Teraz PiS raczej się nie wycofa. My usilnie staramy się zaprezentować inny wariant zmian. Chcielibyśmy stworzyć listę krajową, w której cała Polska byłaby jednym okręgiem wyborczym. To rozwiązanie działa podczas wyborów do Parlamentu Europejskiego we wszystkich krajach Unii Europejskiej, za wyjątkiem Polski i Niemiec. Nawet tak duże państwa jak Włochy, Francja czy Wielka Brytania mają jedną listę na obszarze całego państwa, nawet jeśli tak wyłoniona reprezentacja mocno odbiega od podziału partyjnego w parlamencie, tak jak jest to w Wielkiej Brytanii. Lista krajowa wydaje się najbardziej demokratyczna.

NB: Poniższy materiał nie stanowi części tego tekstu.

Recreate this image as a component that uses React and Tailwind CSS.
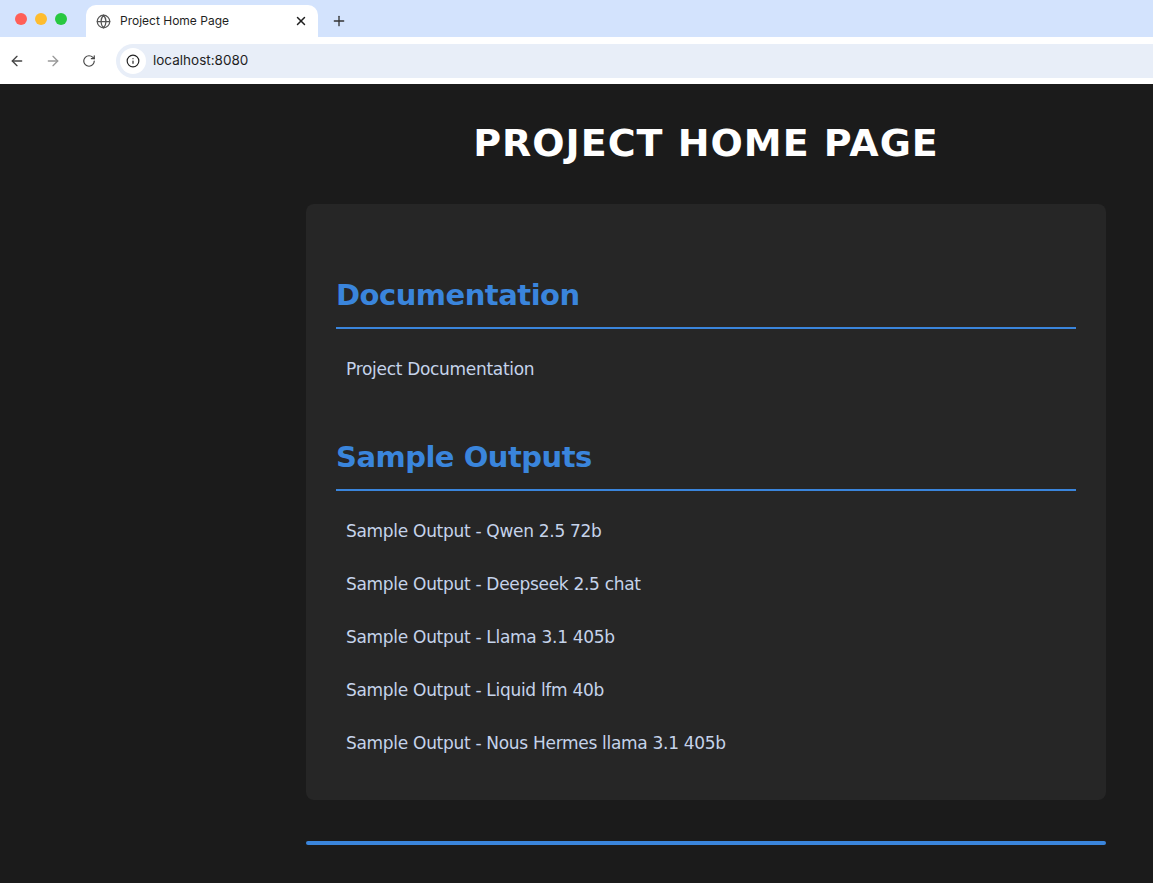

Jaki cel miałby mieć PiS w przychyleniu się do tej opcji i tym samym wspieraniu mniejszych partii?

Nasza propozycja daje premię zwycięzcom. Taki pomysł z sukcesem działa w Belgii, gdzie zwycięzca dostaje dodatkowe mandaty. Przypominam, że jesteśmy zwolennikami Jednomandatowych Okręgów Wyborczych, w których zwycięzca bierze wszystko, dlatego uważamy, że ugrupowanie, które zdobyłoby największą liczbę głosów, powinno być nagrodzone premią dodatkowych mandatów.

* Tomasz Rzymkowski, wiceprzewodniczący Komisji Sprawiedliwości i Praw Człowieka, doktor nauk prawnych, wiceprzewodniczący Klubu Kukiz '15.